Reasons for a Company to Reject a Proposal

1. The company considers the proposal not a proper subject for taking action. This depends on the applicability under the State laws.

2. The proposal would require the company to violate state and federal laws.

3. The proposal contradicts the company's proxy rules and regulations.

4. The proposal benefits only the shareholder who proposed the resolution and not all the other shareholders, or if it is written out of a grudge against the company.

5. The proposal accounts for only 5% or less of the company's assets at the end of the recent fiscal year, or less than 5% of the net earnings and gross sales at the end of the recent fiscal year.

6. The proposal involves issues outside the company's control.

7. The proposal relates to the conduct of ordinary business operations of the company.

8. The proposal concerns an election to office.

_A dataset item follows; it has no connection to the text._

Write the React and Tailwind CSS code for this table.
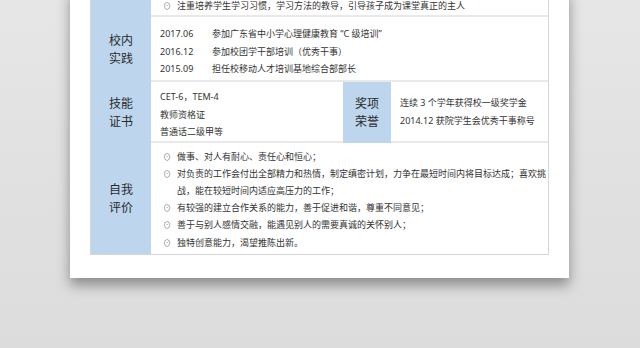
import React from "react";

const font = { fontFamily: '"Noto Sans", "Noto Sans CJK SC", sans-serif' };

function Bullet({ children }) {
  return (
    <div className="flex">
      <span className="w-[14px] shrink-0 text-[#777] text-[8px]">⊙</span>
      <span className="whitespace-nowrap">{children}</span>
    </div>
  );
}

function Label({ lines }) {
  return (
    <div className="w-[60px] shrink-0 bg-[#bdd6ee] flex flex-col items-center justify-center text-[12px] leading-[18px] text-[#2a2a2a]">
      {lines.map((l) => (
        <span key={l}>{l}</span>
      ))}
    </div>
  );
}

export default function App() {
  return (
    <div
      className="w-[640px] h-[348px] overflow-hidden bg-linear-to-b from-[#e6e6e6] to-[#dcdcdc]"
      style={font}
    >
      <div className="ml-[70px] w-[499px] -mt-[12px] bg-white pl-[20px] pr-[20px] pb-[23px] shadow-[0_7px_12px_rgba(0,0,0,0.38)]">
        <div className="border-l border-r border-b border-[#d6d6d6] text-[9px] text-[#333]">
          {/* Row 1 (partial) */}
          <div className="flex">
            <Label lines={[]} />
            <div className="flex-1 h-[29px] border-b-2 border-[#e9e9e9] pt-[9px] pl-[12px] leading-[17.5px]">
              <Bullet>注重培养学生学习习惯，学习方法的教导，引导孩子成为课堂真正的主人</Bullet>
            </div>
          </div>
          {/* Row 2 */}
          <div className="flex">
            <Label lines={["校内", "实践"]} />
            <div className="flex-1 h-[65px] border-b-2 border-[#e9e9e9] pt-[8px] pl-[9px] leading-[17.5px]">
              {[
                ["2017.06", "参加广东省中小学心理健康教育 “C 级培训”"],
                ["2016.12", "参加校团学干部培训（优秀干事）"],
                ["2015.09", "担任校移动人才培训基地综合部部长"],
              ].map(([d, t]) => (
                <div key={d} className="flex">
                  <span className="w-[52px] shrink-0">{d}</span>
                  <span className="whitespace-nowrap">{t}</span>
                </div>
              ))}
            </div>
          </div>
          {/* Row 3 */}
          <div className="flex">
            <Label lines={["技能", "证书"]} />
            <div className="w-[192px] shrink-0 h-[61px] border-b-2 border-[#e9e9e9] pt-[6px] pl-[9px] leading-[17.5px]">
              <div>CET-6，TEM-4</div>
              <div>教师资格证</div>
              <div>普通话二级甲等</div>
            </div>
            <div className="w-[48px] shrink-0 bg-[#bdd6ee] flex flex-col items-center justify-center text-[12px] leading-[18px] text-[#2a2a2a]">
              <span>奖项</span>
              <span>荣誉</span>
            </div>
            <div className="flex-1 h-[61px] border-b-2 border-[#e9e9e9] pl-[9px] flex flex-col justify-center leading-[18px]">
              <div>连续 3 个学年获得校一级奖学金</div>
              <div>2014.12 获院学生会优秀干事称号</div>
            </div>
          </div>
          {/* Row 4 */}
          <div className="flex">
            <Label lines={["自我", "评价"]} />
            <div className="flex-1 h-[111px] pt-[4.5px] pl-[12px] leading-[17.2px]">
              <Bullet>做事、对人有耐心、责任心和恒心；</Bullet>
              <Bullet>
                对负责的工作会付出全部精力和热情，制定缜密计划，力争在最短时间内将目标达成；喜欢挑
                <br />
                战，能在较短时间内适应高压力的工作；
              </Bullet>
              <Bullet>有较强的建立合作关系的能力，善于促进和谐，尊重不同意见；</Bullet>
              <Bullet>善于与别人感情交融，能遇见别人的需要真诚的关怀别人；</Bullet>
              <Bullet>独特创意能力，渴望推陈出新。</Bullet>
            </div>
          </div>
        </div>
      </div>
    </div>
  );
}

9. The proposal is counter to a resolution to be submitted by the company at the annual meeting.

10. The proposal has been rendered moot.

11. The proposal is a duplicate of another proposal submitted earlier by another shareholder, which is going to be voted on at the annual meeting.

12. The proposal is a duplicate of any proposal submitted within the preceding 5 calendar years.

13. The proposal relates to specific amounts of cash or stock dividends.

The Need to Consider Proposals in a Timely Manner
The shareholders must be quick to act since the company has until the last 60 days before the annual meeting to disclose the proxy statements. The company has to notify the SEC that it is omitting and rejecting the proposal based on the 13 reasons and the SEC will review the situation and decide if the company has the right to do that based on the rules. The Internet and the variety of software available today are helping the shareholders and corporations regarding the implementation of corporate resolutions in a timely manner.